DP William Ruto, former Prime Minister Raila Odinga, and President Uhuru Kenyatta exit the Bomas of Kenya during the launch of the Building Bridges to a United Kenya Taskforce Report on October 26, 2020. [Stafford Ondego, Standard]

Particularly outstanding among second-term governors who have cast their sights on greater things have been Wycliffe Oparanya (Kakamega), Hassan Joho (Mombasa), Kivutha Kibwana (Makueni), James Ongwae (Kisii) and Mwangi wa Iria (Murang’a). 

For these ace governors and national political party leaders alike, it is time to go back to the drawing board. Regardless of the BBI determination in the Court of Appeal, the contestation would appear to be predictably destined for the Supreme Court, for the last word.

Meanwhile, it is difficult to legally predicate the next General Election upon the successful conclusion of the BBI process.

The two are independent of each other and the electoral process has indeed now officially kicked off, with the launch of the IEBC strategic plan for the period 2021-2024. 

Stopping the electoral process is a rocky assignment. Someone may need to take Kenya to war before the life of the present Parliament is extended. Article 102 (2) reads, “When Kenya is at war, Parliament may, by a resolution supported in each House, by at least two-thirds of the members of the House, from time to time extend the term of Parliament by not more than six months at a time.”  

Besides, Article 102(3) restricts such extension to a total of not more than 12 months.

Atwoli’s projection of extending the tenure of the 12th Parliament seems to be an impossible mission.
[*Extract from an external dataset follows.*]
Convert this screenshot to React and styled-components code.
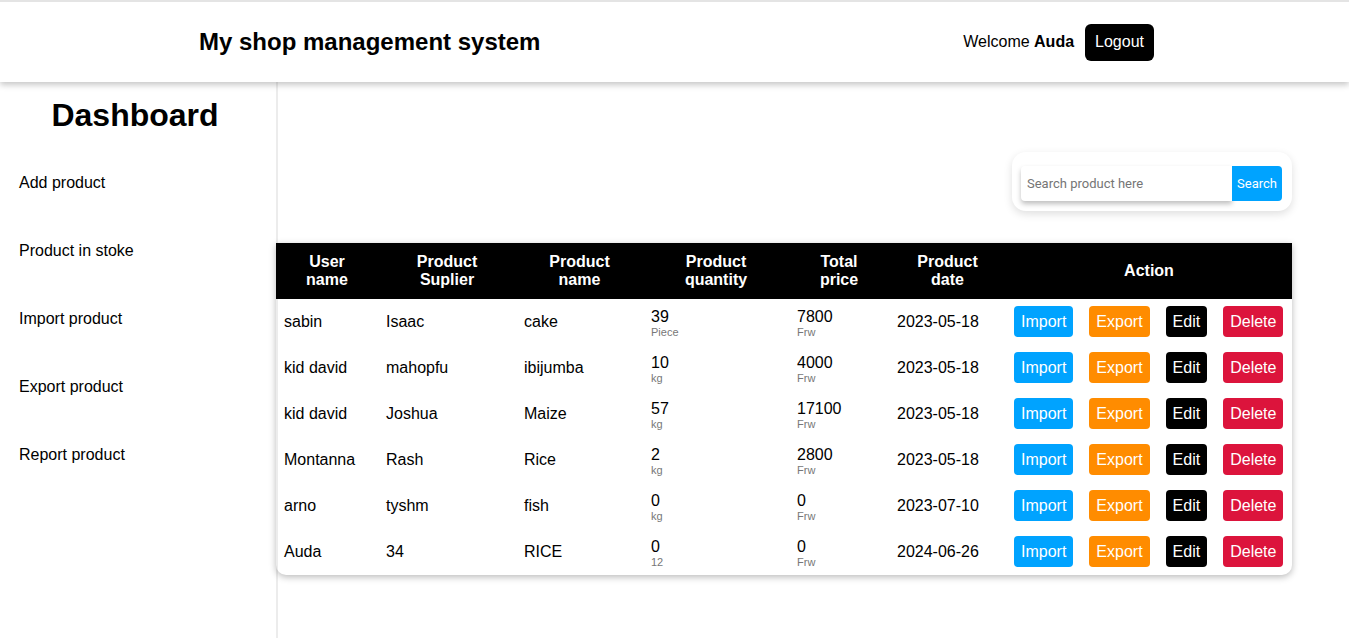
import React from "react";
import styled, { createGlobalStyle } from "styled-components";

const GlobalStyle = createGlobalStyle`
  * { box-sizing: border-box; }
  body {
    margin: 0;
    font-family: "Liberation Sans", Arial, sans-serif;
    color: #000;
    background: #fff;
  }
`;

const products = [
  { user: "sabin", suplier: "Isaac", name: "cake", qty: 39, unit: "Piece", price: 7800, date: "2023-05-18" },
  { user: "kid david", suplier: "mahopfu", name: "ibijumba", qty: 10, unit: "kg", price: 4000, date: "2023-05-18" },
  { user: "kid david", suplier: "Joshua", name: "Maize", qty: 57, unit: "kg", price: 17100, date: "2023-05-18" },
  { user: "Montanna", suplier: "Rash", name: "Rice", qty: 2, unit: "kg", price: 2800, date: "2023-05-18" },
  { user: "arno", suplier: "tyshm", name: "fish", qty: 0, unit: "kg", price: 0, date: "2023-07-10" },
  { user: "Auda", suplier: "34", name: "RICE", qty: 0, unit: "12", price: 0, date: "2024-06-26" },
];

const links = ["Add product", "Product in stoke", "Import product", "Export product", "Report product"];

const btnColors = {
  import: "#00a3ff",
  export: "#ff8c00",
  edit: "#000",
  delete: "#dc143c",
};

const App = () => {
  return (
    <Page>
      <GlobalStyle />
      {/* header */}
      <Header>
        <Title>My shop management system</Title>
        <UserBox>
          <span>
            Welcome <b>Auda</b>
          </span>
          <LogoutBtn>Logout</LogoutBtn>
        </UserBox>
      </Header>
      <Body>
        {/* sidebar */}
        <Sidebar>
          <SideTitle>Dashboard</SideTitle>
          <NavList>
            {links.map((l) => (
              <NavItem key={l}>{l}</NavItem>
            ))}
          </NavList>
        </Sidebar>
        {/* main */}
        <Main>
          <SearchRow>
            <SearchBox>
              <SearchInput placeholder="Search product here" />
              <SearchBtn>Search</SearchBtn>
            </SearchBox>
          </SearchRow>
          <TableCard>
            <Table>
              <colgroup>
                <col style={{ width: 102 }} />
                <col style={{ width: 138 }} />
                <col style={{ width: 127 }} />
                <col style={{ width: 146 }} />
                <col style={{ width: 100 }} />
                <col style={{ width: 117 }} />
                <col style={{ width: 286 }} />
              </colgroup>
              <thead>
                <tr>
                  <Th>User<br />name</Th>
                  <Th>Product<br />Suplier</Th>
                  <Th>Product<br />name</Th>
                  <Th>Product<br />quantity</Th>
                  <Th>Total<br />price</Th>
                  <Th>Product<br />date</Th>
                  <Th>Action</Th>
                </tr>
              </thead>
              <tbody>
                {products.map((p, i) => (
                  <Tr key={i}>
                    <Td>{p.user}</Td>
                    <Td>{p.suplier}</Td>
                    <Td>{p.name}</Td>
                    <Td>
                      <Value>{p.qty}</Value>
                      <Unit>{p.unit}</Unit>
                    </Td>
                    <Td>
                      <Value>{p.price}</Value>
                      <Unit>Frw</Unit>
                    </Td>
                    <Td>{p.date}</Td>
                    <Td>
                      <Actions>
                        <ActionBtn $kind="import">Import</ActionBtn>
                        <ActionBtn $kind="export">Export</ActionBtn>
                        <ActionBtn $kind="edit">Edit</ActionBtn>
                        <ActionBtn $kind="delete">Delete</ActionBtn>
                      </Actions>
                    </Td>
                  </Tr>
                ))}
              </tbody>
            </Table>
          </TableCard>
        </Main>
      </Body>
    </Page>
  );
};

const Page = styled.div`
  min-height: 638px;
  display: flex;
  flex-direction: column;
`;

const Header = styled.header`
  height: 82px;
  border-top: 2px solid #e4e4e4;
  display: flex;
  align-items: center;
  justify-content: space-between;
  padding: 0 195px 0 199px;
  box-shadow: 0 3px 6px rgba(0, 0, 0, 0.22);
  position: relative;
  z-index: 2;
  background: #fff;
`;

const Title = styled.h1`
  margin: 0;
  font-size: 24px;
  font-weight: 700;
`;

const UserBox = styled.div`
  display: flex;
  align-items: center;
  gap: 10px;
  font-size: 16px;
`;

const LogoutBtn = styled.button`
  background: #000;
  color: #fff;
  border: none;
  border-radius: 6px;
  font-family: inherit;
  font-size: 16px;
  height: 37px;
  padding: 0 10px;
  margin-left: 1px;
`;

const Body = styled.div`
  flex: 1;
  display: flex;
`;

const Sidebar = styled.aside`
  width: 278px;
  flex-shrink: 0;
  border-right: 2px solid #ececec;
  min-height: 556px;
`;

const SideTitle = styled.h2`
  margin: 15px 0 0;
  text-align: center;
  font-size: 32px;
  font-weight: 700;
  padding-right: 6px;
`;

const NavList = styled.nav`
  display: flex;
  flex-direction: column;
  gap: 50px;
  padding: 40px 0 0 19px;
`;

const NavItem = styled.a`
  font-size: 16px;
  line-height: 18px;
  color: #000;
`;

const Main = styled.main`
  flex: 1;
  margin-left: -2px;
  padding: 70px 57px 40px 0;
`;

const SearchRow = styled.div`
  display: flex;
  justify-content: flex-end;
  margin-bottom: 32px;
`;

const SearchBox = styled.div`
  width: 280px;
  height: 59px;
  border-radius: 14px;
  box-shadow: 0 3px 8px rgba(0, 0, 0, 0.13);
  display: flex;
  align-items: center;
  padding: 4px 10px 0 9px;
`;

const SearchInput = styled.input`
  flex: 1;
  min-width: 0;
  height: 35px;
  border: none;
  outline: none;
  border-radius: 4px 0 0 4px;
  box-shadow: 0 3px 5px rgba(0, 0, 0, 0.25);
  padding: 0 6px;
  font-family: Roboto, sans-serif;
  font-size: 13px;
  &::placeholder {
    color: #757575;
  }
`;

const SearchBtn = styled.button`
  width: 50px;
  height: 35px;
  border: none;
  background: #00a3ff;
  color: #fff;
  border-radius: 0 4px 4px 0;
  font-family: Roboto, sans-serif;
  font-size: 13px;
  padding: 0;
`;

const TableCard = styled.div`
  border-radius: 0 0 10px 10px;
  box-shadow: 0 2px 7px rgba(0, 0, 0, 0.28);
  overflow: hidden;
`;

const Table = styled.table`
  width: 100%;
  table-layout: fixed;
  border-collapse: collapse;
`;

const Th = styled.th`
  background: #000;
  color: #fff;
  font-size: 16px;
  line-height: 18px;
  font-weight: 700;
  height: 56px;
  padding: 0 8px;
  text-align: center;
`;

const Tr = styled.tr`
  height: 46px;
`;

const Td = styled.td`
  font-size: 16px;
  padding: 0 8px;
  vertical-align: middle;
  white-space: nowrap;
`;

const Value = styled.div`
  font-size: 16px;
  line-height: 17px;
  margin-top: 1px;
`;

const Unit = styled.div`
  font-size: 11px;
  line-height: 12px;
  margin-top: 1px;
  color: #777;
`;

const Actions = styled.div`
  display: flex;
  gap: 16px;
  padding-top: 1px;
  margin-top: -2px;
`;

const ActionBtn = styled.button`
  background: ${(p) => btnColors[p.$kind]};
  color: #fff;
  border: none;
  border-radius: 4px;
  font-family: inherit;
  font-size: 16px;
  height: 31px;
  padding: 0 7px;
`;

export default App;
Worse still is the idea of a two-year extension, for nowhere does the Constitution provide for that.

It is reality check time for the entire political fraternity in the country. The BBI stalwarts have travelled with the mantra of “Nobody can stop reggae.” It would appear that the 2022 General Election is the one tough reggae that nobody can stop. Everyone must seek to get their act together, afresh.

As the saying goes, it is time for everyone to fend for themselves, with the possibility that the devil will take the hindmost. And the hindmost is likely to be the one who still banks heavily on the reggae of BBI.